# Task objective:
Go through the material below and count the lines with the string "index"; the number is the whole answer.

-------- Data block

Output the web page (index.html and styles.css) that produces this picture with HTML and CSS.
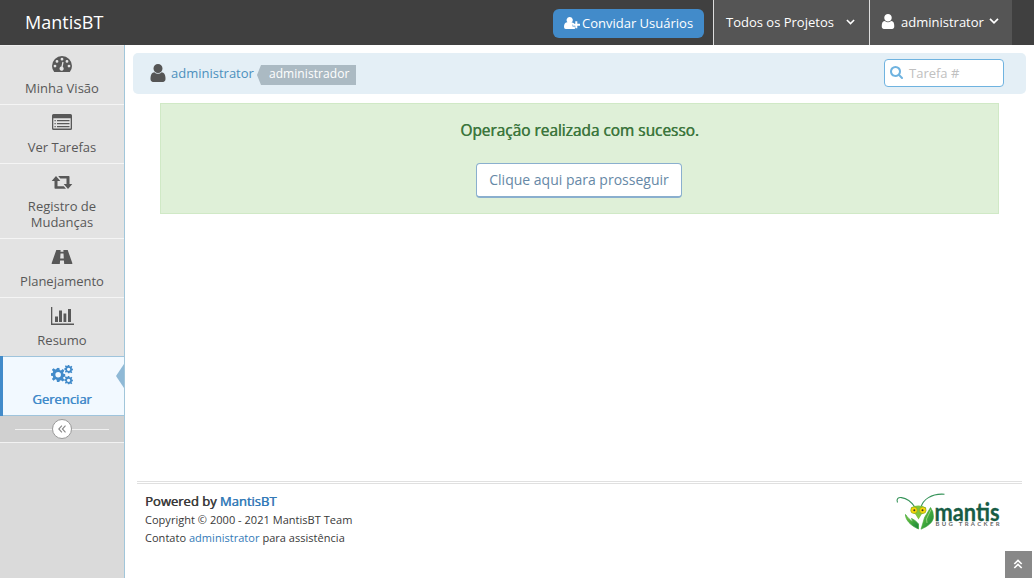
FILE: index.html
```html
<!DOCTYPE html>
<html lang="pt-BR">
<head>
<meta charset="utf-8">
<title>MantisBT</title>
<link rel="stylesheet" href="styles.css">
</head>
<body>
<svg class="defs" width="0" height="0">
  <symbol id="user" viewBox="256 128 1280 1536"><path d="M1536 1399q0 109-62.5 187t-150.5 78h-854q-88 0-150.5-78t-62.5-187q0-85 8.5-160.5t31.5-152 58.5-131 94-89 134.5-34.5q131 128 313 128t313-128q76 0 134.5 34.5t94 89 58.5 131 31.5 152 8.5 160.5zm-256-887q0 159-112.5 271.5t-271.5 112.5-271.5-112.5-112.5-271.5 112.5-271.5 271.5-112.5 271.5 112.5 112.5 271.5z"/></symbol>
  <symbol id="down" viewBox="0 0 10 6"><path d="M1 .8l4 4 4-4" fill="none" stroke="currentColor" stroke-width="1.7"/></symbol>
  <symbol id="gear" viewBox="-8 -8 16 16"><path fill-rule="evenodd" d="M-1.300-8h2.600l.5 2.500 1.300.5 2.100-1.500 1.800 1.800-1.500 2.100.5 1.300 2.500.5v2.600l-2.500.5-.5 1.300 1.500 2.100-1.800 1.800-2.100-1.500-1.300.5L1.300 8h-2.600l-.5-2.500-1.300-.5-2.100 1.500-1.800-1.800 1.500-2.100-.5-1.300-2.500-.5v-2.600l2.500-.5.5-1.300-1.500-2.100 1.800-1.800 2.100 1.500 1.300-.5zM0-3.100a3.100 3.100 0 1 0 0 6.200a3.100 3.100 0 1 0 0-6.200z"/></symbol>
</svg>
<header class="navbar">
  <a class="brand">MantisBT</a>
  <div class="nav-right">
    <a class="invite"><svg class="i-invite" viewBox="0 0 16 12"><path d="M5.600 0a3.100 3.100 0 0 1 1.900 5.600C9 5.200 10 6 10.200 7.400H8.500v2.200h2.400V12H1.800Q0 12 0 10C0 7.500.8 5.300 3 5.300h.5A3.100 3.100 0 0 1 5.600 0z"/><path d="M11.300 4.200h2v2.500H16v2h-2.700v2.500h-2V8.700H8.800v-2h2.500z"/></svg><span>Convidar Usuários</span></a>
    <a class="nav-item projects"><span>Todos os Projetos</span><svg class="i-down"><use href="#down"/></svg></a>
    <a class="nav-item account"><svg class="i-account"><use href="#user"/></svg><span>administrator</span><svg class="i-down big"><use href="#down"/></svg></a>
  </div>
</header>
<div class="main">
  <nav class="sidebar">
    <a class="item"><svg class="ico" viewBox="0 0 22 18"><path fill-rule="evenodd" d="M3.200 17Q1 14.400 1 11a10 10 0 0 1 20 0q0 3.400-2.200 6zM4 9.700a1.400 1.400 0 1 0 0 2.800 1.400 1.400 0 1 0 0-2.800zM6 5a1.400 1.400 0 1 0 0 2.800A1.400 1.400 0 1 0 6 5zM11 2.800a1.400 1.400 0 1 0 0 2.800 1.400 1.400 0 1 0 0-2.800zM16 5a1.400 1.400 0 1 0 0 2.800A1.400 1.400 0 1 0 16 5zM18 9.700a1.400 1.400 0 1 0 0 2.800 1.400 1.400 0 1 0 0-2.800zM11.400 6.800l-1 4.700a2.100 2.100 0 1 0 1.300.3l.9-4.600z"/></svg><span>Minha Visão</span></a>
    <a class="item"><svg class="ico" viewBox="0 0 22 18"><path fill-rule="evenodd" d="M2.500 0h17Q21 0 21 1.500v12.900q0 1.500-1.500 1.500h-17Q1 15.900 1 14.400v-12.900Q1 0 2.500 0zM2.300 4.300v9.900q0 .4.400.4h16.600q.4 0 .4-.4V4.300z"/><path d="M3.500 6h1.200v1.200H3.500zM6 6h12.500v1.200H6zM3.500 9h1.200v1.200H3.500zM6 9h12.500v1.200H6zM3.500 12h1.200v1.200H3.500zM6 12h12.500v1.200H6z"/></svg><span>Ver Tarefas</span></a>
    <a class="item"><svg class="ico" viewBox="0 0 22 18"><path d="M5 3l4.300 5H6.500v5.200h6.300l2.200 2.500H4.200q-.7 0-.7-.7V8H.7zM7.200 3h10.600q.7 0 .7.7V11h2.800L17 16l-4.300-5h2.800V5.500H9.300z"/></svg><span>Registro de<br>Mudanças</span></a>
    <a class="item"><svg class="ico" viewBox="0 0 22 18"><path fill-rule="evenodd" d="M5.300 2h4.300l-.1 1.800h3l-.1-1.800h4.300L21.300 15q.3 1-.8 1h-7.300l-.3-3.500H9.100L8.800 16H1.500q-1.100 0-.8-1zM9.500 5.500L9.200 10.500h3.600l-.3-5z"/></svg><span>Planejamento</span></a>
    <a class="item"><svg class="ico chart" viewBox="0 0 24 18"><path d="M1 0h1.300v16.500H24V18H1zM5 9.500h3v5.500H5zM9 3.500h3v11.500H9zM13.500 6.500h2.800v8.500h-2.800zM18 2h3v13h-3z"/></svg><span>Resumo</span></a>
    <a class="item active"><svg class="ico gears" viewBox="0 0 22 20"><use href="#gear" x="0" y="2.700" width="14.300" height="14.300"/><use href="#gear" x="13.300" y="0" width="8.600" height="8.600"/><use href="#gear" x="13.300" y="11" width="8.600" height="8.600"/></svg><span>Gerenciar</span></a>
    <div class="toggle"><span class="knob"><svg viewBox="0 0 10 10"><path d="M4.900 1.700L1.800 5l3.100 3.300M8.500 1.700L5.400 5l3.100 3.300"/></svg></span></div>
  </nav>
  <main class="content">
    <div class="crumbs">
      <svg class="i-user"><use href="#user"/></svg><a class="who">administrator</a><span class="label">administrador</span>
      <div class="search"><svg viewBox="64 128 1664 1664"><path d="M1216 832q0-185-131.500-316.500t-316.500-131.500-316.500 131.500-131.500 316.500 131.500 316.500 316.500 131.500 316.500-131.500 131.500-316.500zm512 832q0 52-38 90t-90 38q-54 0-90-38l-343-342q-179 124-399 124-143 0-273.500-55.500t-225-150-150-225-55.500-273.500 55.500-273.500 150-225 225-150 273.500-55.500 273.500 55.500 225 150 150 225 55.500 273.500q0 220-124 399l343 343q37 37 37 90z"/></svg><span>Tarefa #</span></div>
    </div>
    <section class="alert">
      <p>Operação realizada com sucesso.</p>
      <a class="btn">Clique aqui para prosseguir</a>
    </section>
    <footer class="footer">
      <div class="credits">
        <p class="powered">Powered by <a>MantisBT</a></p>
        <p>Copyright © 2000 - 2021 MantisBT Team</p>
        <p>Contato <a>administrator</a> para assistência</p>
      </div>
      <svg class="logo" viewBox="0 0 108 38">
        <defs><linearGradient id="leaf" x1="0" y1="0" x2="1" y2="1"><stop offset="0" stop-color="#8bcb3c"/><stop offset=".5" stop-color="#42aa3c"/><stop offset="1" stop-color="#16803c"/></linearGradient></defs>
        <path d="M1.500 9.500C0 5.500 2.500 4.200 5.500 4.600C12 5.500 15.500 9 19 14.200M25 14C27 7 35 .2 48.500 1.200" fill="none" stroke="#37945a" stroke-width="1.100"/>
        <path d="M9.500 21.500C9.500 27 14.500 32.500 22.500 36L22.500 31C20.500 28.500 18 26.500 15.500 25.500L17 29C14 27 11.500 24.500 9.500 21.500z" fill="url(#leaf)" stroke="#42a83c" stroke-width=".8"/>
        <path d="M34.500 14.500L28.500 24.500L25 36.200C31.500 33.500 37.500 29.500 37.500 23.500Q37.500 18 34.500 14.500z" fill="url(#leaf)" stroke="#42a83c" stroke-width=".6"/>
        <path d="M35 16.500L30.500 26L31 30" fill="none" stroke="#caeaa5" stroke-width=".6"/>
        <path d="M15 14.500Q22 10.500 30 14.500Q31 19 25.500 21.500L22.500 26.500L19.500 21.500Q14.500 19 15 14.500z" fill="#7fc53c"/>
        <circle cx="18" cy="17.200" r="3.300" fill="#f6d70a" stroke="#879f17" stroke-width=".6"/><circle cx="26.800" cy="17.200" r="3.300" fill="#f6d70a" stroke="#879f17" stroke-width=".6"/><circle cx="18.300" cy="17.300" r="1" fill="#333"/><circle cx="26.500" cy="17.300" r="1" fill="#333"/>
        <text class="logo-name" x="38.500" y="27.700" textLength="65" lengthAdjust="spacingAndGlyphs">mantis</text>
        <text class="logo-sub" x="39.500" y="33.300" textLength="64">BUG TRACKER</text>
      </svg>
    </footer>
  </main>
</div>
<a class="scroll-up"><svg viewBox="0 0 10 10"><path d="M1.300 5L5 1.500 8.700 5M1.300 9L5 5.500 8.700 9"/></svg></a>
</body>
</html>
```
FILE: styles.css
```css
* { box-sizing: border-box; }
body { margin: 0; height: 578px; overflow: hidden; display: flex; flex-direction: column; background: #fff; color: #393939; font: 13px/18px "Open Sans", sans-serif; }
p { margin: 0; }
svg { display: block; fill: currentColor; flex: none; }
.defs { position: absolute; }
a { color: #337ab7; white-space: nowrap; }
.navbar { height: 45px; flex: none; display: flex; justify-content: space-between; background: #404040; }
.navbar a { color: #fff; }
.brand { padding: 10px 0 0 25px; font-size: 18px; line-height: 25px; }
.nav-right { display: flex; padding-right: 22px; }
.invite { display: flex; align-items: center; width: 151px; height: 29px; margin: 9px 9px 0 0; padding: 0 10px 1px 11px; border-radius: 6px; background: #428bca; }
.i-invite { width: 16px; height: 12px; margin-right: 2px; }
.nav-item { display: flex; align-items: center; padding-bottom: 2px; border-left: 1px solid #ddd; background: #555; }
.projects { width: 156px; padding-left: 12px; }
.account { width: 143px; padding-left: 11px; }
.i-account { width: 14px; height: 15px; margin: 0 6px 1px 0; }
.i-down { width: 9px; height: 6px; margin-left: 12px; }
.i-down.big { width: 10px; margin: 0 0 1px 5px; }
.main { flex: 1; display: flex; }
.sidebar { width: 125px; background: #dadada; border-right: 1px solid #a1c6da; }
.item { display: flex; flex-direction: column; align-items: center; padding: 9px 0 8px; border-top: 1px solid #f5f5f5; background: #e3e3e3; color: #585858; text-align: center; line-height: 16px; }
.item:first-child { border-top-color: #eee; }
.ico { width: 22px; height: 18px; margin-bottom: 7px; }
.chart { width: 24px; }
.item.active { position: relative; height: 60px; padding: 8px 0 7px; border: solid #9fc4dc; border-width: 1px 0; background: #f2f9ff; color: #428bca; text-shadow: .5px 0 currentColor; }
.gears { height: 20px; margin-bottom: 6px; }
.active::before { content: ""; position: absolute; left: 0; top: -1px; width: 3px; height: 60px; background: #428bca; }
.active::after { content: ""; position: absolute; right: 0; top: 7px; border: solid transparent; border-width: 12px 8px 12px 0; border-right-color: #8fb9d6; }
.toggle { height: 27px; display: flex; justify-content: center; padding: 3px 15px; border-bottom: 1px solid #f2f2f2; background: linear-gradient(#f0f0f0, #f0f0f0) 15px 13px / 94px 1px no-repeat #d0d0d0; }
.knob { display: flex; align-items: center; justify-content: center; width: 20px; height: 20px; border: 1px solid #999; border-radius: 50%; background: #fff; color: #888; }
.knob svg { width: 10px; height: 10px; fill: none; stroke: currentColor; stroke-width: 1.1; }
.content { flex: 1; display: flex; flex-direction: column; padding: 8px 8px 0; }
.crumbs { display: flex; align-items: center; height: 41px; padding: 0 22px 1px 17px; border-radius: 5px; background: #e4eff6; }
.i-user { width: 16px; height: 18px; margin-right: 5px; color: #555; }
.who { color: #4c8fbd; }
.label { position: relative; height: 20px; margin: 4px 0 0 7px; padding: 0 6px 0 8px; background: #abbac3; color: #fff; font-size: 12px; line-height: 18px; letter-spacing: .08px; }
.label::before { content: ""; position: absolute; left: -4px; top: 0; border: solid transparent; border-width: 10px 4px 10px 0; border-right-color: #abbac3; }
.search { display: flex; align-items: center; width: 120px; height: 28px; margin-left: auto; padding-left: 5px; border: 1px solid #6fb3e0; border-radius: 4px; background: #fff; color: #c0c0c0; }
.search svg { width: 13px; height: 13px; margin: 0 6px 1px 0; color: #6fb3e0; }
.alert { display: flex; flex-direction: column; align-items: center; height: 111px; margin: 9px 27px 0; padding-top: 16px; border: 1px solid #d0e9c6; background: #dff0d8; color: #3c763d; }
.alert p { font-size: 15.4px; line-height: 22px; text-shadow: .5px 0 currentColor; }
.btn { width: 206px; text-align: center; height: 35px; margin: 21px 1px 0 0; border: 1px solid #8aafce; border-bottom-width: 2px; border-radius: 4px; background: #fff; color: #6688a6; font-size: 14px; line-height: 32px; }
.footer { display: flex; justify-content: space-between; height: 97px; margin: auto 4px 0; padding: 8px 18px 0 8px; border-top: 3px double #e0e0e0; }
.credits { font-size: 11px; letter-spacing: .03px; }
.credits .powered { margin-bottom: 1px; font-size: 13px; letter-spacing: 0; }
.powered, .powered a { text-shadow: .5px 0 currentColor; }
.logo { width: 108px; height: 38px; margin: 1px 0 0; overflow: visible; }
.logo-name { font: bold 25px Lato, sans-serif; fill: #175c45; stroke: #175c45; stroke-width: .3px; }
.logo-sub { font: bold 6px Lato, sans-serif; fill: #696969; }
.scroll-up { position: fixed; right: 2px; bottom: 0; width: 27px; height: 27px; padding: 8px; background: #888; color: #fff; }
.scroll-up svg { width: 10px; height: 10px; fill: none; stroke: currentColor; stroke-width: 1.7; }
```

----------------

# Task solution:
2